Objective = Output exactly the lines from the first one down to the line containing "string; title: string;", inclusive.

— Start —

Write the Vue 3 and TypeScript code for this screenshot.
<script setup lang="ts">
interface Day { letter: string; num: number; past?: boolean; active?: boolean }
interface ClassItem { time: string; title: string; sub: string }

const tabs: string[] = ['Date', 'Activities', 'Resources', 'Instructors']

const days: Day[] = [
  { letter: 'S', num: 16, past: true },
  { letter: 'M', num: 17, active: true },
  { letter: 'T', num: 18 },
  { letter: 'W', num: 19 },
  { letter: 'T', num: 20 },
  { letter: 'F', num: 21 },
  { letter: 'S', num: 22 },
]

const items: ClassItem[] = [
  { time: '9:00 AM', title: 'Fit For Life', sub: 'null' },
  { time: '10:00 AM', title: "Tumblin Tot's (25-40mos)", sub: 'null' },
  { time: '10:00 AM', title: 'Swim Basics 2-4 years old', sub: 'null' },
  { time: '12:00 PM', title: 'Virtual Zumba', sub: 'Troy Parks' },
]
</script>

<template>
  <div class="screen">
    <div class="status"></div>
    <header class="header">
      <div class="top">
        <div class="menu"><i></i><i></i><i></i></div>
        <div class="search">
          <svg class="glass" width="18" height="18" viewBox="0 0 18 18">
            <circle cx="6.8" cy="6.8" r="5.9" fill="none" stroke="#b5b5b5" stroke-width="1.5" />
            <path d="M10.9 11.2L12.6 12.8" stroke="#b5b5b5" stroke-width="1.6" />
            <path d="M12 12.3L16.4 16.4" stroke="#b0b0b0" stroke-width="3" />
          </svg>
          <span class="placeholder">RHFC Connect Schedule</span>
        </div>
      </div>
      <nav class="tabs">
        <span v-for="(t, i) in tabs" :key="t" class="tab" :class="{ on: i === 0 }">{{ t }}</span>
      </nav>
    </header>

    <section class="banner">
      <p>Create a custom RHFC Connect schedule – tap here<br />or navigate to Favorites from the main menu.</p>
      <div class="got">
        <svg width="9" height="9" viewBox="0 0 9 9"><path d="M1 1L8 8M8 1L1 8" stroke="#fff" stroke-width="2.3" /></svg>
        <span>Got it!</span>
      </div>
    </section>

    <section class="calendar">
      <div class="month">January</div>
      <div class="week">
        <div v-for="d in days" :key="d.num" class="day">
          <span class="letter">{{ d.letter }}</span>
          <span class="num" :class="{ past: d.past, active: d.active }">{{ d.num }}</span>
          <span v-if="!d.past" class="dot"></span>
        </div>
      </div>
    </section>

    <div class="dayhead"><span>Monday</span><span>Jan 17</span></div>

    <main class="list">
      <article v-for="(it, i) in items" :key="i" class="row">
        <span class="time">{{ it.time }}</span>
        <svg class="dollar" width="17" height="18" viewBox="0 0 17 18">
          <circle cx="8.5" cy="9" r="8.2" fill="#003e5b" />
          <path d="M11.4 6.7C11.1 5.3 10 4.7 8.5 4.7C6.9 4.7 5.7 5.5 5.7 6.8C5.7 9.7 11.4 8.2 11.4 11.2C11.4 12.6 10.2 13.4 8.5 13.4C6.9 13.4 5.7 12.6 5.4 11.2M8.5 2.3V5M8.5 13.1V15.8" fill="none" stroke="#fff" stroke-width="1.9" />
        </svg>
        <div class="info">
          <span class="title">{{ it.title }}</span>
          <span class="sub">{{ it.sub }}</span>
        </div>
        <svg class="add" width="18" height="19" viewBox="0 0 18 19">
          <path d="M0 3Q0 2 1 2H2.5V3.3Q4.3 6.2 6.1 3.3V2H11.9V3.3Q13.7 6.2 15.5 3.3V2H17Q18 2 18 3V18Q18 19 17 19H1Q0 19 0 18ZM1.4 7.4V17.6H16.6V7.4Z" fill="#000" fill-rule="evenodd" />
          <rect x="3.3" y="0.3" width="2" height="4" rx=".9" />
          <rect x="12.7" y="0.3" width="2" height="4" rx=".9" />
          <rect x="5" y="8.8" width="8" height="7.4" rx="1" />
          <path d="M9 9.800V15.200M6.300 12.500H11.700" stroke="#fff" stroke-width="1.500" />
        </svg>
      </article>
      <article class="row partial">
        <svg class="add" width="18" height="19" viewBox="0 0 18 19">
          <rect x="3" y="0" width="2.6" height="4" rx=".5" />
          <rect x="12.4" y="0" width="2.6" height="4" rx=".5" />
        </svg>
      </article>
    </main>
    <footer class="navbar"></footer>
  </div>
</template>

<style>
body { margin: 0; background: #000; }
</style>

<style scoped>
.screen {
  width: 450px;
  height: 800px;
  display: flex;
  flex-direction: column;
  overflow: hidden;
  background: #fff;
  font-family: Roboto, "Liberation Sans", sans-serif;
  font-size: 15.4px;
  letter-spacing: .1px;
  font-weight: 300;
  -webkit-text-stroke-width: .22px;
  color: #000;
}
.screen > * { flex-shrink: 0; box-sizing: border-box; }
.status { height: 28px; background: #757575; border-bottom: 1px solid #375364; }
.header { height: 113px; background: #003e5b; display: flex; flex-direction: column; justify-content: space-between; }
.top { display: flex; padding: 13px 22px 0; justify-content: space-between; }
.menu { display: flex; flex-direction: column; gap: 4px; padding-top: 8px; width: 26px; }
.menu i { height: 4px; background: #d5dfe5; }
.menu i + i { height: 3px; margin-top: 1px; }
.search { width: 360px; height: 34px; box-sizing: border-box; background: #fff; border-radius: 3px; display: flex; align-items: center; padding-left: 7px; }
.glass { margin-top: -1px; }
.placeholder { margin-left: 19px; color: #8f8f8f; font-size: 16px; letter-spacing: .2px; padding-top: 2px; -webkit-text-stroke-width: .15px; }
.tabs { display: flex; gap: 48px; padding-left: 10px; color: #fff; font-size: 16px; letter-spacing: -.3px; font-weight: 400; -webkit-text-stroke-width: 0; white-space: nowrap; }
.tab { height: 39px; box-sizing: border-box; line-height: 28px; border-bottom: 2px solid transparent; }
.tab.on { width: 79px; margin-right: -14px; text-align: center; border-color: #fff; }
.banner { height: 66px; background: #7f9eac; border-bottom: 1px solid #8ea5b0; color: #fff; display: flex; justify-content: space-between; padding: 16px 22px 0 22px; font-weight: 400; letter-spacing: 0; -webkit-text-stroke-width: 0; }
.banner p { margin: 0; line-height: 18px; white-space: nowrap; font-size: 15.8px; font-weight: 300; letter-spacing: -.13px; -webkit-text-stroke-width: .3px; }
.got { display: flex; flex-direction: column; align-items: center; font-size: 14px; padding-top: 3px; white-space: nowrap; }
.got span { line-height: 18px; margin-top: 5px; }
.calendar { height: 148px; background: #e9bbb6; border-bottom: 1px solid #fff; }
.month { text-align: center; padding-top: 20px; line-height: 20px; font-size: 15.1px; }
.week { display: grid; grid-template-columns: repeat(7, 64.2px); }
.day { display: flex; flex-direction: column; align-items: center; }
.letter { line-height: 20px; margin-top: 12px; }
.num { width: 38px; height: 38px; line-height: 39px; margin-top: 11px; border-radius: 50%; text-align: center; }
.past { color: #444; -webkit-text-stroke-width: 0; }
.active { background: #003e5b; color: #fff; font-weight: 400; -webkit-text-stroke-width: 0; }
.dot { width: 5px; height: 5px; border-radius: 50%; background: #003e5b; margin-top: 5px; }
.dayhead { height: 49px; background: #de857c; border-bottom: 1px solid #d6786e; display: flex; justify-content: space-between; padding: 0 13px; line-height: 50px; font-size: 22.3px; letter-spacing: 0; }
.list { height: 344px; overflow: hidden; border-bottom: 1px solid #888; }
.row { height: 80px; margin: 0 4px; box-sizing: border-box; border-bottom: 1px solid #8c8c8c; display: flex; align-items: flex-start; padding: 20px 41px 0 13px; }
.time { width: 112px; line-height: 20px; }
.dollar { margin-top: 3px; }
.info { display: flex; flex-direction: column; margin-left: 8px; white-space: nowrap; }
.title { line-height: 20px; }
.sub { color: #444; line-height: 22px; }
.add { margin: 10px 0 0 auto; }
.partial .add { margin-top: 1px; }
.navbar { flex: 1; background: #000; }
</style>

— End —

Full output =
Write the Vue 3 and TypeScript code for this screenshot.
<script setup lang="ts">
interface Day { letter: string; num: number; past?: boolean; active?: boolean }
interface ClassItem { time: string; title: string; sub: string }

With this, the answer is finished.